A. Fortunately, no. You can log out and leave it running. You do this by "putting it in the background." We'll talk more about this later in the course, but the basic way to do it from the command line is to put an ampersand (&) at the end of the line. So, for example

% ./out_test3 my_input_file my_output_file &

would run out_test3 in the background, reading from my_input_file and writing to my_output_file. One difference that you will notice immediately is that the shell prompt reappears right away, rather than waiting for the program to complete. Now, you can do other things at the prompt, including logging out. When you come back later, the program may still be running or it may have completed.

If you decide later to cancel the running process, you can use the kill command, which is similar to the kill() system call that we discussed briefly in class. You simply need to know the PID of the process you want to stop.

You probably saw the PID given in brackets for you when you put the process in the background. If not, you can find it using ps which we previously discussed in class. For example, I could use

ps -ef | grep hougen

to get all of the processes that I own that are running on the system at this minute.
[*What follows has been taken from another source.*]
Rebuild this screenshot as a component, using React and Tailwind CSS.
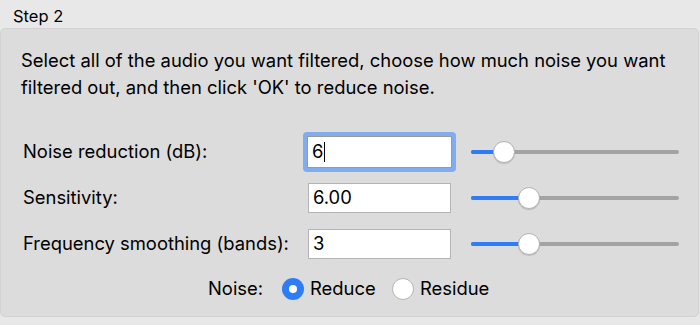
import React from "react";

function Slider({ pos }) {
  return (
    <div className="relative w-[208px] h-[24px] flex items-center">
      <div className="h-[4px] w-full rounded-full bg-[#a3a3a3]" />
      <div className="absolute left-0 h-[4px] rounded-full bg-[#2f7df6]" style={{ width: pos }} />
      <div
        className="absolute top-[1px] w-[22px] h-[22px] rounded-full bg-white border border-[#b4b4b4] shadow-[0_1px_1px_rgba(0,0,0,0.15)]"
        style={{ left: pos - 11 }}
      />
    </div>
  );
}

function Field({ value, focused }) {
  if (focused) {
    return (
      <div className="w-[153px] h-[40px] rounded-[4px] bg-[#7fadef] p-[4px] -mx-[5px]">
        <div className="w-full h-full bg-white border border-[#9a9a9a] flex items-center pl-[4px] text-[18.4px] text-black">
          <span>{value}</span>
          <span className="w-[1px] h-[20px] bg-black ml-[1px]" />
        </div>
      </div>
    );
  }
  return (
    <div className="w-[143px] h-[30px] bg-white border border-[#b4b4b4] flex items-center pl-[4px] text-[18.4px] text-black">
      {value}
    </div>
  );
}

export default function App() {
  return (
    <div
      className="w-[700px] h-[325px] bg-[#e8e8e8] overflow-hidden text-black"
      style={{ fontFamily: 'Inter, "Liberation Sans", Arial, sans-serif' }}
    >
      <div className="pl-[13px] pt-[7px] h-[28px] text-[16.5px] leading-[18px]">Step 2</div>
      <div className="w-[699px] h-[289px] rounded-[5px] border border-[#d2d2d2] bg-[#dcdcdc] flex flex-col">
        <p className="pl-[20px] pt-[18px] text-[18.4px] leading-[27px]">
          Select all of the audio you want filtered, choose how much noise you want
          <br />
          filtered out, and then click 'OK' to reduce noise.
        </p>
        <div className="mt-[36px] flex flex-col gap-[16px] pl-[22px]">
          <div className="flex items-center h-[30px]">
            <span className="w-[285px] text-[18.4px]">Noise reduction (dB):</span>
            <Field value="6" focused />
            <div className="ml-[20px]">
              <Slider pos={33} />
            </div>
          </div>
          <div className="flex items-center h-[30px]">
            <span className="w-[285px] text-[18.4px]">Sensitivity:</span>
            <Field value="6.00" />
            <div className="ml-[20px]">
              <Slider pos={58} />
            </div>
          </div>
          <div className="flex items-center h-[30px]">
            <span className="w-[285px] text-[18.4px]">Frequency smoothing (bands):</span>
            <Field value="3" />
            <div className="ml-[20px]">
              <Slider pos={58} />
            </div>
          </div>
        </div>
        <div className="mt-[18px] flex items-center h-[24px] pl-[207px] text-[18.4px]">
          <span className="w-[74px]">Noise:</span>
          <div className="w-[22px] h-[22px] rounded-full bg-[#2f7df6] flex items-center justify-center">
            <div className="w-[8px] h-[8px] rounded-full bg-white" />
          </div>
          <span className="ml-[6px] w-[62px]">Reduce</span>
          <div className="ml-[20px] w-[22px] h-[22px] rounded-full bg-white border border-[#b4b4b4]" />
          <span className="ml-[6px]">Residue</span>
        </div>
      </div>
    </div>
  );
}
I might find something like

hougen 10188 8372 0 16:36:17 pts/24 0:00 grep hougen hougen 8372 8370 0 11:51:59 pts/24 0:00 -bash hougen 10106 1 0 16:36:10 pts/24 0:00 out_test3

This shows that I am running a Bourne Again Shell (bash) and looking for a string using grep (a powerful tool you should get to know) and that out_test3 is still running, even though I logged out of that session. (Note that out_test3 has been adopted by init, just as we said in class that it would if its parent exited first.)

Now, I can send the termination signal SIGTERM to out_test3 by typing

% kill -s SIGTERM 10106

(Note that I could have shortened this to just % kill 10106, since SIGTERM is the default signal sent by kill but I gave the longer version so that you could see the general form.)